Evaluation deployment topology using the minimum amount of servers

Figure 26.3. Evaluation deployment topology using the minimum amount of servers

26.1.4. Deploying Hadoop on an existing Red Hat Gluster Storage Trusted Storage Pool

If you have an existing Red Hat Gluster Storage Trusted Storage Pool then you need to procure two additional servers for the YARN Master and Ambari Management Server as depicted in the deployment topology detailed in Section 26.1.1, “Red Hat Gluster Storage Trusted Storage Pool with Two Additional Servers”. If you have no existing volumes within the trusted storage pool you need to follow the instructions in the installation guide to create and enable those volumes for Hadoop.
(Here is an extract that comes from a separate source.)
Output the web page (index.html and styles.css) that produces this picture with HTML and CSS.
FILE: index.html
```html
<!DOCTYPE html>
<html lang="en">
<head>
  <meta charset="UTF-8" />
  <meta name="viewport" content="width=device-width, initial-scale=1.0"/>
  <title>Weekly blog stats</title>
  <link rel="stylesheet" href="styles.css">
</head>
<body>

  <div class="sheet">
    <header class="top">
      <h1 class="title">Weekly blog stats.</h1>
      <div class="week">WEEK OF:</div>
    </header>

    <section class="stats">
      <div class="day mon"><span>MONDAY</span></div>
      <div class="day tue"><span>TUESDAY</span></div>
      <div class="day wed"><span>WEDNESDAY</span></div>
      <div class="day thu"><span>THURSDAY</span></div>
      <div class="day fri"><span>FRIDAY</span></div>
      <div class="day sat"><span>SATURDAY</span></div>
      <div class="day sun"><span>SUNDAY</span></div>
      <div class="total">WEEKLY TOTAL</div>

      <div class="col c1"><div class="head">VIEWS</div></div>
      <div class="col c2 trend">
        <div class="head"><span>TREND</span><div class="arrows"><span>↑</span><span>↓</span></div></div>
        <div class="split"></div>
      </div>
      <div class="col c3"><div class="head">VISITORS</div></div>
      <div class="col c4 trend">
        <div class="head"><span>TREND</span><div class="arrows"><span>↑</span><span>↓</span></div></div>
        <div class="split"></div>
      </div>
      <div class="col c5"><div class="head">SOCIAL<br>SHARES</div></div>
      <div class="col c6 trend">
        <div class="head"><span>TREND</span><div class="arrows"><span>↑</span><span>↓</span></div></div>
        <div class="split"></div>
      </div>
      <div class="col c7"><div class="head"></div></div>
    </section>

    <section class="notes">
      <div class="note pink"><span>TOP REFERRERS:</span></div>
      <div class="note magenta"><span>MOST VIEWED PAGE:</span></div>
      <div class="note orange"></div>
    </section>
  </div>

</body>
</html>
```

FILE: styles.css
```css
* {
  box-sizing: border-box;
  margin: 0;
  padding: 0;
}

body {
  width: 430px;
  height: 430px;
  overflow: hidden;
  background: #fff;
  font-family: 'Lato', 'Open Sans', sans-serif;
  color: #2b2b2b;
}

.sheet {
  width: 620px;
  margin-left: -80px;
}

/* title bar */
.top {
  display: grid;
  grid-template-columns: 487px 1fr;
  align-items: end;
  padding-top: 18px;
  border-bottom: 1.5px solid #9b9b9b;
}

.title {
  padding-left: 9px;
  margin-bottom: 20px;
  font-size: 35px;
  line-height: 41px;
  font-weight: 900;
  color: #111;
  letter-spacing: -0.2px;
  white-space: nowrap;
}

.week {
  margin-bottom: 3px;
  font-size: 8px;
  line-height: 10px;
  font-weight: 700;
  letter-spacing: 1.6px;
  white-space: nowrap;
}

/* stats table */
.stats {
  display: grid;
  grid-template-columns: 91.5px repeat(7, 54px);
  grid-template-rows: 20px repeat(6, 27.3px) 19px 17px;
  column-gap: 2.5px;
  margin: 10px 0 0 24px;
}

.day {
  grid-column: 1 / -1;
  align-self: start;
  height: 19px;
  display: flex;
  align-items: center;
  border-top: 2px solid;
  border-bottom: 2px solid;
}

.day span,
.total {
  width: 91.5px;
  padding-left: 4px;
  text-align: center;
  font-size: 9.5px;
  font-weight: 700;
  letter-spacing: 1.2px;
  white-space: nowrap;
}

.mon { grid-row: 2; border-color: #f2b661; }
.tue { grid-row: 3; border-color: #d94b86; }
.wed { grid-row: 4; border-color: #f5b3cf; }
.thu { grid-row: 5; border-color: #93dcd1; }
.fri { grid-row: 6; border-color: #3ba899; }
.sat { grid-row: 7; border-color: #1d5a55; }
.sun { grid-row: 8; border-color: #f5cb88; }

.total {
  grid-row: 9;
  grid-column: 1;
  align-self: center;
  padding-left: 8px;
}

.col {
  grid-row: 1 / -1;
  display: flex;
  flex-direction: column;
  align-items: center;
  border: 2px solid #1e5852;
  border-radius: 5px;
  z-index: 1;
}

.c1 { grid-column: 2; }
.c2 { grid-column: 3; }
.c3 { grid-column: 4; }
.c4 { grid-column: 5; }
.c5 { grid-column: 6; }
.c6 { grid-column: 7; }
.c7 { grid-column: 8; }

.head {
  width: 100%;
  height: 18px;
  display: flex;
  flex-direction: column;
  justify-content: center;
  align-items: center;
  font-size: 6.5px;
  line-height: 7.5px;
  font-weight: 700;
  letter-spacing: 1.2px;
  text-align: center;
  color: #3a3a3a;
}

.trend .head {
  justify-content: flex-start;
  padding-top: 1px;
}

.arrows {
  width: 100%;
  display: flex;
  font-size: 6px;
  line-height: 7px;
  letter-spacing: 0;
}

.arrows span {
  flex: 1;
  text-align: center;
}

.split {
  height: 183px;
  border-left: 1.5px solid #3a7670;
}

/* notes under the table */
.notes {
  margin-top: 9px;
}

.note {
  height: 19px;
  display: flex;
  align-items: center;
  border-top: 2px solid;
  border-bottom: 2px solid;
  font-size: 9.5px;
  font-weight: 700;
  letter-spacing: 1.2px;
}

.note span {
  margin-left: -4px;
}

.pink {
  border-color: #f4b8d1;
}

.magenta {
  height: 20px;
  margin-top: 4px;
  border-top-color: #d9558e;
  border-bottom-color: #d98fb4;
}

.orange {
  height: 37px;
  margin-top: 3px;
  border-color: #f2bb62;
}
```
If you have existing volumes you need to follow the instructions to enable them for Hadoop.
The supported volume configuration for Hadoop is Distributed Replicated volume with replica count 2 or 3.

26.1.5. Deploying Hadoop on a New Red Hat Gluster Storage Trusted Storage Pool

If you do not have an existing Red Hat Gluster Storage Trusted Storage Pool, you must procure all the servers listed in the deployment topology detailed in Section 26.1.1, “Red Hat Gluster Storage Trusted Storage Pool with Two Additional Servers”. You must then follow the installation instructions listed in the Red Hat Gluster Storage 3.1 Installation Guide so that the setup_cluster.sh script can build the storage pool for you. The rest of the installation instructions will articulate how to create and enable volumes for use with Hadoop.
The supported volume configuration for Hadoop is Distributed Replicated volume with replica count 2 or 3.